Die Außenministerin versicherte, dass man in Kontakt mit Nachbarländern getreten sei, die wiederum einen Draht zur Hamas oder der Hisbollah im Libanon hätten, um deeskalierend einzuwirken. Auch Bundespräsident Steinmeier habe Telefonate mit "unterschiedlichsten Nachbarländern" Israels geführt, um "einen Flächenbrand zu verhindern". 

Das größte Ärgernis

… stellten die rot-gelb-grünen Lämpchen dar, die den Abgeordneten oder Kabinettsmitgliedern anzeigen, ob sie über ihrer Redezeit liegen. An diesem Mittwoch leuchtete es abermals rot (Redezeit gerissen) auf, sehr zum Unmut von Bundestagspräsidentin Bas: "Frau Ministerin, bitte!", ermahnte Bas die Außenministerin nach einer ausufernden Erklärung über das deutsch-tunesische Verhältnis. "Ich erinnere Sie daran, dass die Abgeordneten das Recht haben, ihre Fragen zu stellen.
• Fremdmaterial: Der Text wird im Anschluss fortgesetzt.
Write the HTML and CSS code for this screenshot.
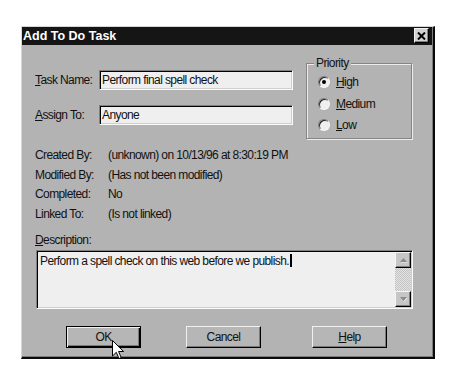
FILE: index.html
```html
<!DOCTYPE html>
<html>
<head>
<meta charset="utf-8">
<link rel="stylesheet" href="styles.css">
</head>
<body>
<div class="page">
  <div class="dialog">
    <div class="titlebar">
      <span class="title">Add To Do Task</span>
      <span class="close">
        <svg width="9" height="8" viewBox="0 0 9 8"><path d="M1 0.5 L8 7.5 M8 0.5 L1 7.5" stroke="#000" stroke-width="2" fill="none"/></svg>
      </span>
    </div>
    <div class="body">
      <div class="top">
        <div class="fields">
          <div class="field"><span class="lbl"><u>T</u>ask Name:</span><div class="input">Perform final spell check</div></div>
          <div class="field"><span class="lbl"><u>A</u>ssign To:</span><div class="input">Anyone</div></div>
        </div>
        <fieldset class="priority">
          <legend>Priority</legend>
          <div class="radio"><span class="rb checked"></span><span><u>H</u>igh</span></div>
          <div class="radio"><span class="rb"></span><span><u>M</u>edium</span></div>
          <div class="radio"><span class="rb"></span><span><u>L</u>ow</span></div>
        </fieldset>
      </div>
      <div class="info">
        <div class="row"><span class="k">Created By:</span><span>(unknown) on 10/13/96 at 8:30:19 PM</span></div>
        <div class="row"><span class="k">Modified By:</span><span>(Has not been modified)</span></div>
        <div class="row"><span class="k">Completed:</span><span>No</span></div>
        <div class="row"><span class="k">Linked To:</span><span>(Is not linked)</span></div>
      </div>
      <div class="desc-label"><u>D</u>escription:</div>
      <div class="textarea">
        <div class="text">Perform a spell check on this web before we publish.<span class="caret"></span></div>
        <div class="scroll">
          <div class="sbtn"><svg width="7" height="5" viewBox="0 0 7 5"><path d="M3.5 0 L7 4 L0 4 Z" fill="#8c8c8c"/><path d="M1 5 L7 5" stroke="#f4f4f4" stroke-width="1"/></svg></div>
          <div class="track"></div>
          <div class="sbtn"><svg width="7" height="5" viewBox="0 0 7 5"><path d="M0 0 L7 0 L3.5 4 Z" fill="#8c8c8c"/><path d="M4 4.5 L7 1" stroke="#f4f4f4" stroke-width="1"/></svg></div>
        </div>
      </div>
      <div class="buttons">
        <div class="btn default">OK</div>
        <div class="btn">Cancel</div>
        <div class="btn help"><span><u>H</u>elp</span></div>
      </div>
    </div>
  </div>
  <svg class="cursor" width="13" height="20" viewBox="0 0 13 20"><path d="M0.5 0.5 L0.5 16 L4.3 12.3 L7 18.6 L9.2 17.6 L6.6 11.5 L11.6 11.5 Z" fill="#fff" stroke="#000" stroke-width="1" stroke-linejoin="miter"/></svg>
</div>
</body>
</html>
```

FILE: styles.css
```css
body {
  margin: 0;
  background: #fff;
}

.page {
  position: relative;
  padding: 26px 0 0 21px;
}

.dialog {
  width: 414px;
  height: 333px;
  box-sizing: border-box;
  background: #b3b3b3;
  border-style: solid;
  border-width: 1px 2px 2px 1px;
  border-color: #d6d6d6 #0a0a0a #0a0a0a #d6d6d6;
  box-shadow: inset -1px -1px #7c7c7c;
  font-family: "Liberation Sans", Arial, sans-serif;
  font-size: 12px;
  letter-spacing: -0.6px;
  color: #111;
}

.titlebar {
  height: 18px;
  margin-right: 1px;
  background: #151515;
  display: flex;
  align-items: center;
  justify-content: space-between;
  padding: 0 3px 0 1px;
}

.title {
  font-family: "Liberation Sans", Arial, sans-serif;
  font-weight: bold;
  font-size: 12.5px;
  letter-spacing: 0;
  color: #fff;
}

.close {
  width: 15px;
  height: 15px;
  box-sizing: border-box;
  background: #d2d2d2;
  border: 1px solid;
  border-color: #f2f2f2 #000 #000 #f2f2f2;
  box-shadow: inset -1px -1px #808080;
  display: flex;
  align-items: center;
  justify-content: center;
  margin-top: -1px;
}

.body {
  padding-left: 13px;
}

.top {
  display: flex;
  align-items: flex-start;
}

.fields {
  width: 258px;
  margin-top: 25px;
}

.field {
  display: flex;
  align-items: center;
  height: 20px;
}

.field + .field {
  margin-top: 15px;
}

.lbl {
  width: 64px;
  white-space: nowrap;
}

.input {
  width: 194px;
  height: 20px;
  box-sizing: border-box;
  background: #efefef;
  border: 1px solid;
  border-color: #808080 #fafafa #fafafa #808080;
  box-shadow: inset 1px 1px #000, inset -1px -1px #cfcfcf;
  line-height: 18px;
  padding-left: 2px;
}

.priority {
  margin: 10px 0 0 13px;
  width: 106px;
  min-width: 0;
  box-sizing: border-box;
  padding: 0.5px 0 2px 0;
  border: 1px solid #858585;
  box-shadow: 1px 1px #ececec, inset 1px 1px #ececec;
}

.priority legend {
  margin-left: 7px;
  padding: 0 2px;
  line-height: 16px;
  background: #b3b3b3;
}

.radio {
  display: flex;
  align-items: center;
  height: 21.5px;
  margin-left: 11px;
}

.rb {
  position: relative;
  width: 12px;
  height: 12px;
  margin-right: 6px;
  box-sizing: border-box;
  border-radius: 50%;
  background: #efefef;
  border: 1px solid;
  border-color: #7a7a7a #f6f6f6 #f6f6f6 #7a7a7a;
  box-shadow: inset 1px 1px #222;
}

.rb.checked::after {
  content: "";
  position: absolute;
  left: 3px;
  top: 3px;
  width: 4px;
  height: 4px;
  border-radius: 50%;
  background: #000;
}

.info {
  margin-top: 7px;
}

.row {
  display: flex;
  line-height: 19.5px;
}

.k {
  width: 73px;
}

.desc-label {
  margin-top: 8px;
  line-height: 16px;
}

.textarea {
  margin: 2px 0 0 1px;
  width: 377px;
  height: 59px;
  box-sizing: border-box;
  display: flex;
  background: #efefef;
  border: 1px solid;
  border-color: #808080 #fafafa #fafafa #808080;
  box-shadow: inset 1px 1px #000, inset -1px -1px #cfcfcf;
  padding: 1px;
}

.text {
  flex: 1;
  padding: 1px 0 0 2px;
  line-height: 16px;
}

.caret {
  display: inline-block;
  width: 2px;
  height: 13px;
  margin-left: 1px;
  vertical-align: -2px;
  background: #000;
}

.scroll {
  width: 16px;
  display: flex;
  flex-direction: column;
}

.sbtn {
  height: 16px;
  box-sizing: border-box;
  background: #c6c6c6;
  border: 1px solid;
  border-color: #f4f4f4 #000 #000 #f4f4f4;
  box-shadow: inset -1px -1px #808080;
  display: flex;
  align-items: center;
  justify-content: center;
}

.track {
  flex: 1;
  background: repeating-conic-gradient(#c2c2c2 0 25%, #e4e4e4 0 50%) 0 0 / 2px 2px;
}

.buttons {
  display: flex;
  margin-top: 17px;
  padding-left: 31px;
  gap: 45px;
}

.btn {
  width: 75px;
  height: 22px;
  box-sizing: border-box;
  display: flex;
  align-items: center;
  justify-content: center;
  background: #b6b6b6;
  border: 1px solid;
  border-color: #f0f0f0 #000 #000 #f0f0f0;
  box-shadow: inset -1px -1px #7a7a7a;
}

.btn.default {
  border-color: #000;
  box-shadow: inset 1px 1px #f0f0f0, inset -1px -1px #000, inset -2px -2px #7a7a7a;
}

.btn.help {
  margin-left: 6px;
}

.cursor {
  position: absolute;
  left: 112px;
  top: 340px;
}
```
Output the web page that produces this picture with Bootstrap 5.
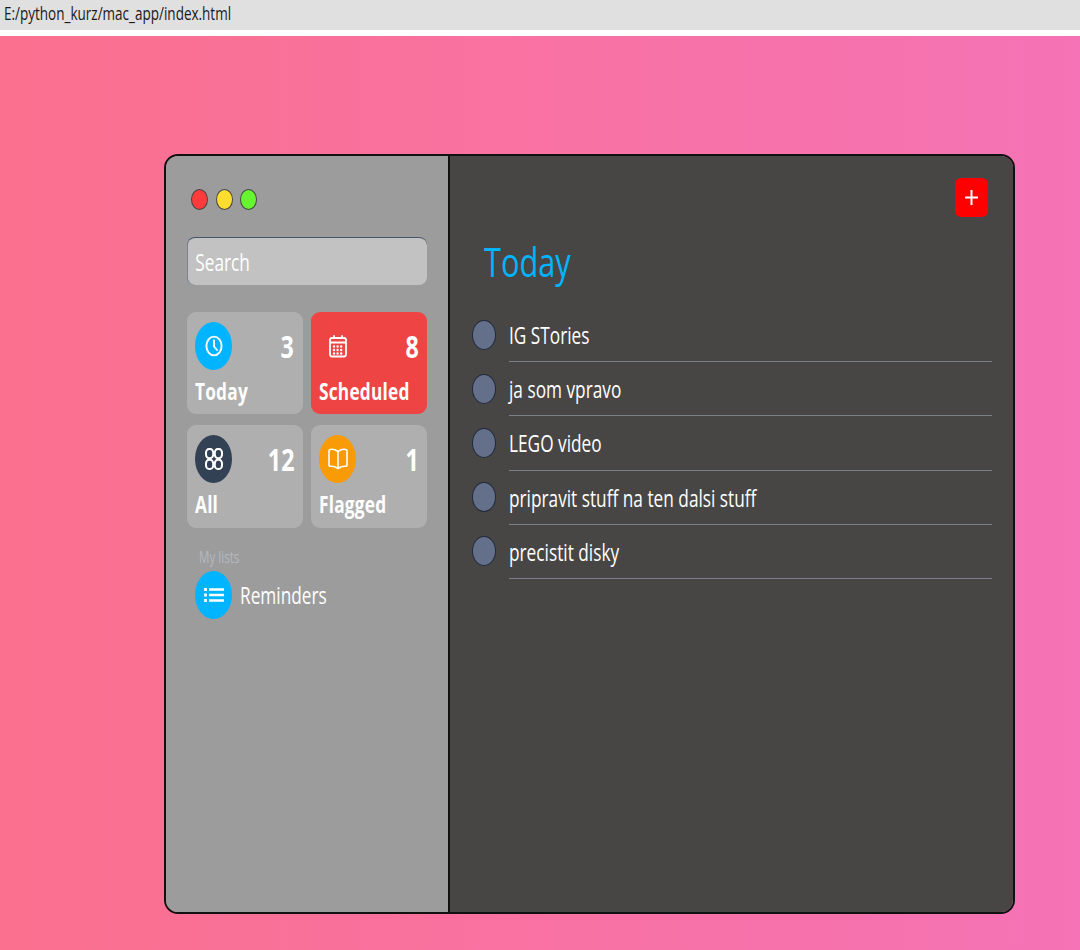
<!DOCTYPE html>
<html lang="en">
<head>
    <meta charset="UTF-8">
    <meta name="viewport" content="width=device-width, initial-scale=1.0">
    <title>Reminders</title>
    <link href="https://cdn.jsdelivr.net/npm/bootstrap@5.3.0/dist/css/bootstrap.min.css" rel="stylesheet">
    <script src="https://cdn.jsdelivr.net/npm/bootstrap@5.3.0/dist/js/bootstrap.bundle.min.js"></script>
    <style>
        html, body { height: 950px; overflow: hidden; }
        body { font-family: "Open Sans", "Liberation Sans", sans-serif; color: #fff; background: #fff; }
        /* the reference is squeezed sideways, so text is narrowed the same way */
        .squeeze { display: inline-block; white-space: nowrap; transform: scaleX(.75); transform-origin: left center; }
        .squeeze-end { transform-origin: right center; }
        .url-bar { height: 30px; background: #e0e0e0; color: #1a1a1a; font-size: 18px; line-height: 26px; padding-left: 4px; }
        .page-bg { margin-top: 6px; height: 914px; padding: 118px 65px 0 164px; background: linear-gradient(90deg, #fb708e, #f573b6); }
        .app-window { height: 760px; border: 2px solid #111; border-radius: 14px; overflow: hidden; }
        .side-pane { width: 282px; background: #9c9c9c; padding: 33px 21px 0; }
        .main-pane { background: #474644; border-left: 2px solid #111; padding: 22px 22px 0; }
        .dot { width: 17px; height: 21px; border-radius: 50%; border: 1px solid #444; }
        .dot-red { background: #ff3b3b; }
        .dot-yellow { background: #ffdd2e; }
        .dot-green { background: #66f52e; }
        .traffic { margin: 0 0 27px 4px; gap: 7.5px; }
        .search-wrap { height: 48px; }
        .search-box { display: block; height: 48px; width: 320px; background: #c2c2c2; border: 0; border-top: 1px solid #475569; border-left: 1px solid #64748b; border-radius: 11px / 8px; color: #fff; font-size: 23px; padding: 0 10px; outline: 0; transform: scaleX(.75); transform-origin: left center; }
        .search-box::placeholder { color: #fff; opacity: 1; }
        .tile-grid { display: grid; grid-template-columns: 116px 116px; grid-template-rows: 102px 103px; gap: 11px 8px; margin-top: 27px; width: 240px; }
        .tile { background: #afafaf; border-radius: 9px; padding: 10px 8px 0; }
        .tile-red { background: #ef4444; }
        .tile-left { padding-right: 9px; }
        .round-icon { width: 37px; height: 48px; border-radius: 50%; flex: none; }
        .ic-blue { background: #00b4ff; }
        .ic-dark { background: #334155; }
        .ic-orange { background: #f99b07; }
        .ic-red { background: #ef4444; }
        .tile-num { font-size: 31px; font-weight: 700; line-height: 1; }
        .tile-name { font-size: 23px; font-weight: 700; line-height: 28px; margin-top: 7px; letter-spacing: .3px; }
        .lists-label { font-size: 15.5px; color: #b4b8c0; line-height: 18px; margin: 20px 0 5px 12px; }
        .reminder-row { margin-left: 8px; gap: 8px; font-size: 23px; }
        .add-btn { width: 33px; height: 39px; background: #ff0000; border: 0; border-radius: 6px; padding: 0; }
        .day-title { color: #00b4ff; font-size: 41px; font-weight: 400; line-height: 50px; margin: 19px 0 0 12px; }
        .task-list { margin-top: 22px; width: 520px; }
        .task-row { height: 54.2px; gap: 13px; }
        .task-circle { width: 24px; height: 30px; border-radius: 50%; background: #64708a; border: 1.5px solid #1e293b; flex: none; margin-top: 11.5px; }
        .task-text { height: 100%; border-bottom: 1px solid #7a7f8a; font-size: 23px; line-height: 30px; padding-top: 12px; }
    </style>
</head>
<body>
    <div class="url-bar"><span class="squeeze">E:/python_kurz/mac_app/index.html</span></div>
    <div class="page-bg">
        <div class="app-window d-flex">
            <div class="side-pane flex-shrink-0">
                <div class="traffic d-flex">
                    <div class="dot dot-red"></div>
                    <div class="dot dot-yellow"></div>
                    <div class="dot dot-green"></div>
                </div>
                <div class="search-wrap">
                    <input class="search-box" type="text" placeholder="Search">
                </div>
                <div class="tile-grid">
                    <div class="tile tile-left">
                        <div class="d-flex justify-content-between align-items-center">
                            <div class="round-icon ic-blue d-flex align-items-center justify-content-center">
                                <svg width="18" height="22" viewBox="0 0 18 22" fill="none" stroke="#fff" stroke-width="1.9" stroke-linecap="round"><ellipse cx="9" cy="11" rx="7.6" ry="9.4"/><path d="M9 5.5V11.5L12 15"/></svg>
                            </div>
                            <div class="tile-num squeeze squeeze-end">3</div>
                        </div>
                        <div class="tile-name squeeze">Today</div>
                    </div>
                    <div class="tile tile-red">
                        <div class="d-flex justify-content-between align-items-center">
                            <div class="round-icon ic-red d-flex align-items-center justify-content-center">
                                <svg width="18" height="23" viewBox="0 0 18 23" fill="none" stroke="#fff" stroke-width="1.8" stroke-linecap="round"><path d="M3 3H15Q17 3 17 5V19Q17 21.5 15 21.5H3Q1 21.5 1 19V5Q1 3 3 3ZM1 7.5H17M5 1V3M13 1V3"/><path stroke-width="2.4" stroke-dasharray="0 3.6" d="M5 11.5H14M5 15H14M5 18.5H14"/></svg>
                            </div>
                            <div class="tile-num squeeze squeeze-end">8</div>
                        </div>
                        <div class="tile-name squeeze">Scheduled</div>
                    </div>
                    <div class="tile tile-left">
                        <div class="d-flex justify-content-between align-items-center">
                            <div class="round-icon ic-dark d-flex align-items-center justify-content-center">
                                <svg width="18" height="22" viewBox="0 0 18 22" fill="none" stroke="#fff" stroke-width="2"><rect x="1" y="1" width="7.2" height="9.2" rx="3" ry="3.6"/><rect x="9.8" y="1" width="7.2" height="9.2" rx="3" ry="3.6"/><rect x="1" y="11.8" width="7.2" height="9.2" rx="3" ry="3.6"/><rect x="9.8" y="11.8" width="7.2" height="9.2" rx="3" ry="3.6"/></svg>
                            </div>
                            <div class="tile-num squeeze squeeze-end">12</div>
                        </div>
                        <div class="tile-name squeeze">All</div>
                    </div>
                    <div class="tile">
                        <div class="d-flex justify-content-between align-items-center">
                            <div class="round-icon ic-orange d-flex align-items-center justify-content-center">
                                <svg width="20" height="24" viewBox="0 0 20 24" fill="none" stroke="#fff" stroke-width="1.6" stroke-linejoin="round"><path d="M10 4.5Q6 1.5 2 2.5Q1 2.7 1 4V18Q1 19.5 2.5 19.3Q6.5 19 10 21.5Q13.5 19 17.5 19.3Q19 19.5 19 18V4Q19 2.7 18 2.5Q14 1.5 10 4.5ZM10 4.5V21.5"/></svg>
                            </div>
                            <div class="tile-num squeeze squeeze-end">1</div>
                        </div>
                        <div class="tile-name squeeze">Flagged</div>
                    </div>
                </div>
                <div class="lists-label"><span class="squeeze">My lists</span></div>
                <div class="reminder-row d-flex align-items-center">
                    <div class="round-icon ic-blue d-flex align-items-center justify-content-center">
                        <svg width="20" height="16" viewBox="0 0 20 16" fill="none" stroke="#fff" stroke-width="2.4"><path d="M5 2.5H20M5 8H20M5 13.5H20"/><path stroke-width="2.8" stroke-dasharray="3 2.5" d="M1.5 1V15"/></svg>
                    </div>
                    <span class="squeeze">Reminders</span>
                </div>
            </div>
            <div class="main-pane flex-grow-1">
                <div class="d-flex justify-content-end pe-1">
                    <button class="add-btn d-flex align-items-center justify-content-center" type="button" aria-label="Add">
                        <svg width="13" height="15" viewBox="0 0 13 15" stroke="#fff" stroke-width="2"><path d="M6.5 0V15M0 7.5H13"/></svg>
                    </button>
                </div>
                <h1 class="day-title"><span class="squeeze">Today</span></h1>
                <div class="task-list">
                    <div class="task-row d-flex"><div class="task-circle"></div><div class="task-text flex-grow-1"><span class="squeeze">IG STories</span></div></div>
                    <div class="task-row d-flex"><div class="task-circle"></div><div class="task-text flex-grow-1"><span class="squeeze">ja som vpravo</span></div></div>
                    <div class="task-row d-flex"><div class="task-circle"></div><div class="task-text flex-grow-1"><span class="squeeze">LEGO video</span></div></div>
                    <div class="task-row d-flex"><div class="task-circle"></div><div class="task-text flex-grow-1"><span class="squeeze">pripravit stuff na ten dalsi stuff</span></div></div>
                    <div class="task-row d-flex"><div class="task-circle"></div><div class="task-text flex-grow-1"><span class="squeeze">precistit disky</span></div></div>
                </div>
            </div>
        </div>
    </div>
</body>
</html>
Sonst kommen wir hier nicht durch." 

Noch strenger nahm es Bundestagsvizepräsident Wolfgang Kubicki (FDP). Seine Schicht begann mit einer Frage aus der AfD-Fraktion. Kubicki an den Abgeordneten: "Im Gegensatz zur Kollegin achte ich sehr auf die Zeit, Sie werden also auf die Ampel achten müssen, auch, wenn Sie das nicht mögen." Ein kleiner Scherz – den Kubicki aber ernst meinte: Später klopfte der FDP-Vizechef demonstrativ mit einem Stift gegen sein Mikro, wenn die Abgeordneten ihre Redezeit überschritten. 

Fast vergessen

…wurde Umweltministerin Steffi Lemke (Grüne), die den Abgeordneten ebenfalls für kritische Nachfragen zur Verfügung stand. Erst nach 65 Minuten (von insgesamt 100 Minuten) stellte ein AfD-Abgeordneter eine Frage, die ihr Ressort betraf: Was die Ministerin gegen unrechtmäßige Kündigungen von Bankkonten tun wolle? Das Problem gebe es, stimmte Lemke zu, und sollte es nicht geben – da werde man Abhilfe schaffen. Ähnlich viel Esprit zeigte sie auch bei anderen Fragen, etwa rund ums Thema Meeresschutz. Nicht nur Lemke war an diesem Mittwoch mit den Gedanken wohl woanders.